Reid praises Las Vegas FBI office
Friday, June 22, 2001 | 11:19 a.m.
Sen. Harry Reid, D-Nev., said this morning he feels badly that the Las Vegas FBI office has been dragged into the national scrutiny of the bureau in Washington.
Grant Ashley, special agent in charge of the Las Vegas office, briefed Reid over the weekend on the scandal involving James J. Hill, the FBI security analyst charged with stealing and selling confidential investigative information that wound up in the hands of mob figures.
"I think Grant Ashley has done a tremendous job," Reid told the Sun from Washington. "He's been open with us every step of the way. It's too bad he's found himself with this mess."
Reid, the Senate's assistant majority leader, said embarrassing cases such as those involving Hill and Robert Hanssen, the FBI agent charged with spying for Russia, have surfaced as a result of the FBI's diligence in ferreting out corruption within its house.
"The FBI has been given more tools to go after bad people within their ranks," Reid said. "That's why they're coming up with stuff like this Hill guy, who's accused of stealing files.
"In the short term it looks bad, but in the long term it's going to be good for the FBI. They need to have a better image."

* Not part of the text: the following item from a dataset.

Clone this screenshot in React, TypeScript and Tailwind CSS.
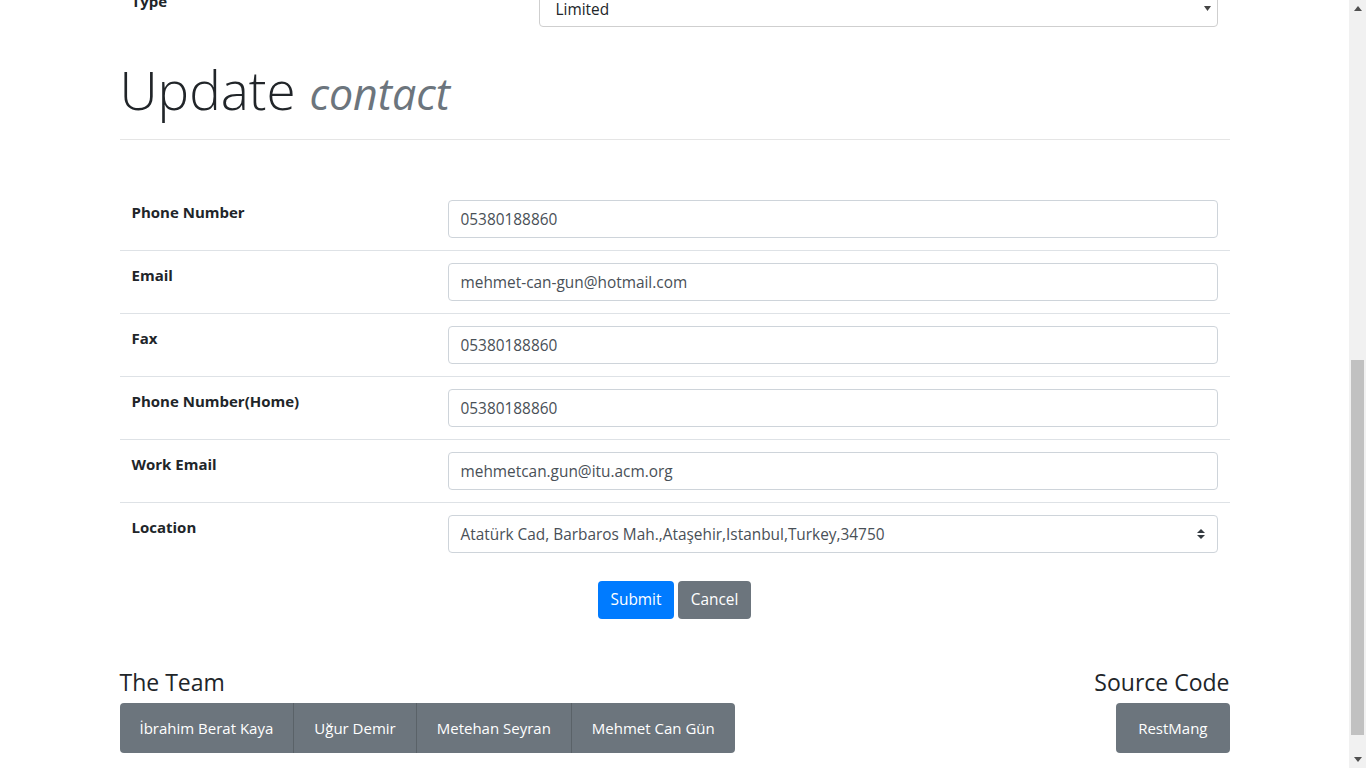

Reid said he supports Attorney General John Ashcroft's decision to order a Justice Department review of the FBI in the wake of the Hill and Hanssen cases and the mistakes made in the Oklahoma City bombing investigation.
At the same time, Reid said Congress should be taking its own look at the FBI.
In Las Vegas, meanwhile, the FBI continued today to refuse to confirm that former FBI agent Mike Levin, now a private investigator, is the man who allegedly recruited Hill and ultimately turned him in.
Levin reportedly told FBI agents in New York that he had paid Hill $25,000 since November 1999 for classified FBI documents relating to various criminal cases and then passed on the documents to organized crime members and other FBI targets.
Levin, who was forced to resign from the FBI in 1997 because of alleged government credit card abuses, has not returned calls to his office and cellular phone. He is reported to be back in Las Vegas.
The FBI was continuing to assess the damage caused by the alleged theft of the top-secret information.
Hill, a 20-year Air Force veteran, who has worked for the FBI since 1991, had access to national security and electronic surveillance information, as well as confidential informants and witnesses data stored in the FBI's national computer system.
Hill, through his attorney, has denied any wrongdoing and offered to help the FBI find others within the Las Vegas office who might have provided Levin with information.